▶ _Aim of the task_: Reproduce every line of the listing as written, apart from the pictures.

▶ _Data provided_:
____

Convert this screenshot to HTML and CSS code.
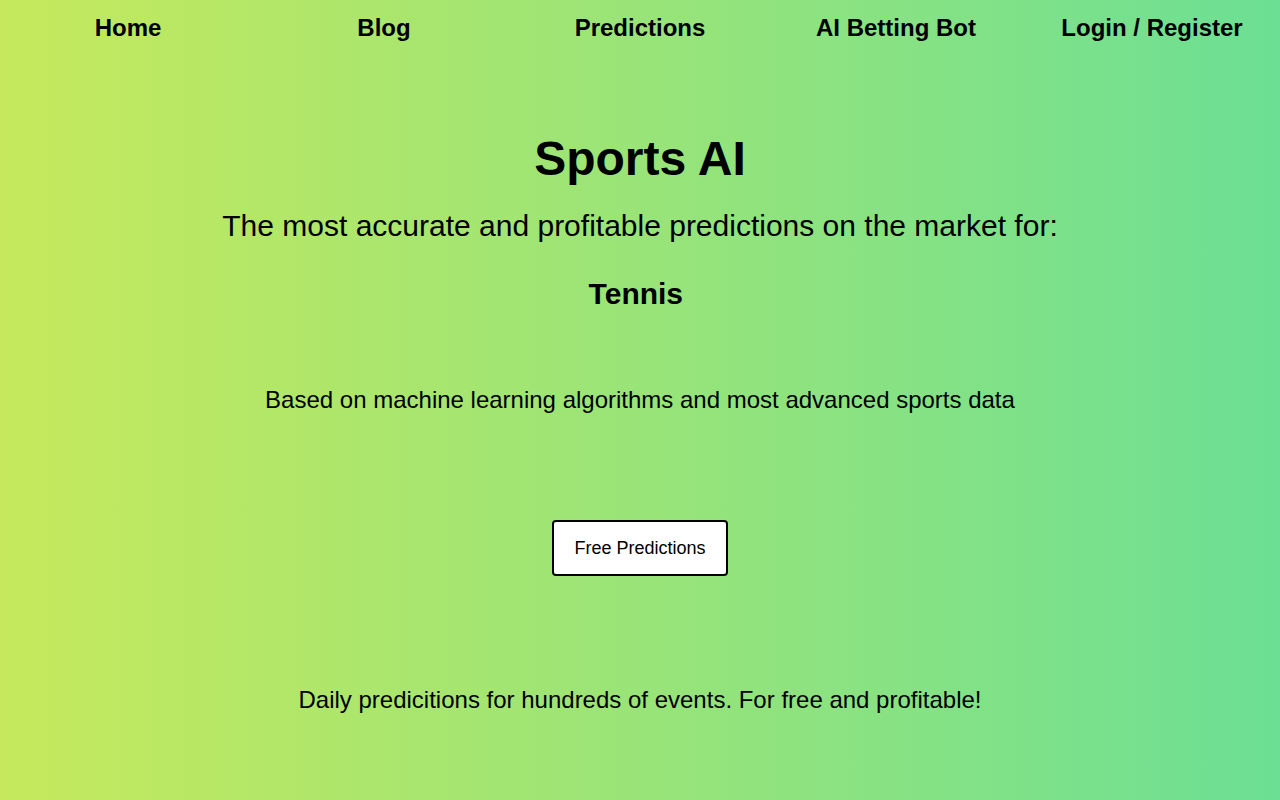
FILE: index.html
```html
<!DOCTYPE html>
<html lang="en">
<head>
<meta charset="utf-8">
<title>Sports AI</title>
<link rel="stylesheet" href="styles.css">
</head>
<body>
<nav class="nav">
  <a class="nav-item" href="#">Home</a>
  <a class="nav-item" href="#">Blog</a>
  <a class="nav-item" href="#">Predictions</a>
  <a class="nav-item" href="#">AI Betting Bot</a>
  <a class="nav-item" href="#">Login / Register</a>
</nav>
<main class="hero">
  <h1 class="title">Sports AI</h1>
  <p class="subtitle">The most accurate and profitable predictions on the market for:</p>
  <h2 class="sport">Tennis&nbsp;</h2>
  <p class="text based">Based on machine learning algorithms and most advanced sports data</p>
  <a class="btn" href="#">Free Predictions</a>
  <p class="text daily">Daily predicitions for hundreds of events. For free and profitable!</p>
</main>
</body>
</html>
```

FILE: styles.css
```css
html, body {
  margin: 0;
  padding: 0;
  height: 100%;
}
body {
  font-family: "Liberation Sans", Arial, sans-serif;
  color: #000;
  background: linear-gradient(to right, #c6e95c, #6cdf94);
  min-height: 800px;
}
.nav {
  display: grid;
  grid-template-columns: repeat(5, 1fr);
  height: 56px;
  align-items: center;
}
.nav-item {
  text-align: center;
  font-size: 24px;
  font-weight: bold;
  color: #000;
  text-decoration: none;
  line-height: 28px;
}
.hero {
  display: flex;
  flex-direction: column;
  align-items: center;
  text-align: center;
}
.title {
  margin: 75px 0 0;
  font-size: 48px;
  line-height: 56px;
  font-weight: bold;
}
.subtitle {
  margin: 21px 0 0;
  font-size: 30px;
  line-height: 36px;
}
.sport {
  margin: 32px 0 0;
  font-size: 30px;
  line-height: 36px;
  font-weight: bold;
}
.text {
  font-size: 24px;
  line-height: 28px;
  margin: 0;
}
.based {
  margin-top: 74px;
}
.btn {
  margin-top: 106px;
  box-sizing: border-box;
  width: 176px;
  height: 56px;
  display: flex;
  align-items: center;
  justify-content: center;
  background: #fff;
  border: 2px solid #000;
  border-radius: 4px;
  font-size: 18px;
  color: #000;
  text-decoration: none;
}
.daily {
  margin-top: 110px;
}
```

____

▶ _Complete output_:
Convert this screenshot to HTML and CSS code.
FILE: index.html
```html
<!DOCTYPE html>
<html lang="en">
<head>
<meta charset="utf-8">
<title>Sports AI</title>
<link rel="stylesheet" href="styles.css">
</head>
<body>
<nav class="nav">
  <a class="nav-item" href="#">Home</a>
  <a class="nav-item" href="#">Blog</a>
  <a class="nav-item" href="#">Predictions</a>
  <a class="nav-item" href="#">AI Betting Bot</a>
  <a class="nav-item" href="#">Login / Register</a>
</nav>
<main class="hero">
  <h1 class="title">Sports AI</h1>
  <p class="subtitle">The most accurate and profitable predictions on the market for:</p>
  <h2 class="sport">Tennis&nbsp;</h2>
  <p class="text based">Based on machine learning algorithms and most advanced sports data</p>
  <a class="btn" href="#">Free Predictions</a>
  <p class="text daily">Daily predicitions for hundreds of events. For free and profitable!</p>
</main>
</body>
</html>
```

FILE: styles.css
```css
html, body {
  margin: 0;
  padding: 0;
  height: 100%;
}
body {
  font-family: "Liberation Sans", Arial, sans-serif;
  color: #000;
  background: linear-gradient(to right, #c6e95c, #6cdf94);
  min-height: 800px;
}
.nav {
  display: grid;
  grid-template-columns: repeat(5, 1fr);
  height: 56px;
  align-items: center;
}
.nav-item {
  text-align: center;
  font-size: 24px;
  font-weight: bold;
  color: #000;
  text-decoration: none;
  line-height: 28px;
}
.hero {
  display: flex;
  flex-direction: column;
  align-items: center;
  text-align: center;
}
.title {
  margin: 75px 0 0;
  font-size: 48px;
  line-height: 56px;
  font-weight: bold;
}
.subtitle {
  margin: 21px 0 0;
  font-size: 30px;
  line-height: 36px;
}
.sport {
  margin: 32px 0 0;
  font-size: 30px;
  line-height: 36px;
  font-weight: bold;
}
.text {
  font-size: 24px;
  line-height: 28px;
  margin: 0;
}
.based {
  margin-top: 74px;
}
.btn {
  margin-top: 106px;
  box-sizing: border-box;
  width: 176px;
  height: 56px;
  display: flex;
  align-items: center;
  justify-content: center;
  background: #fff;
  border: 2px solid #000;
  border-radius: 4px;
  font-size: 18px;
  color: #000;
  text-decoration: none;
}
.daily {
  margin-top: 110px;
}
```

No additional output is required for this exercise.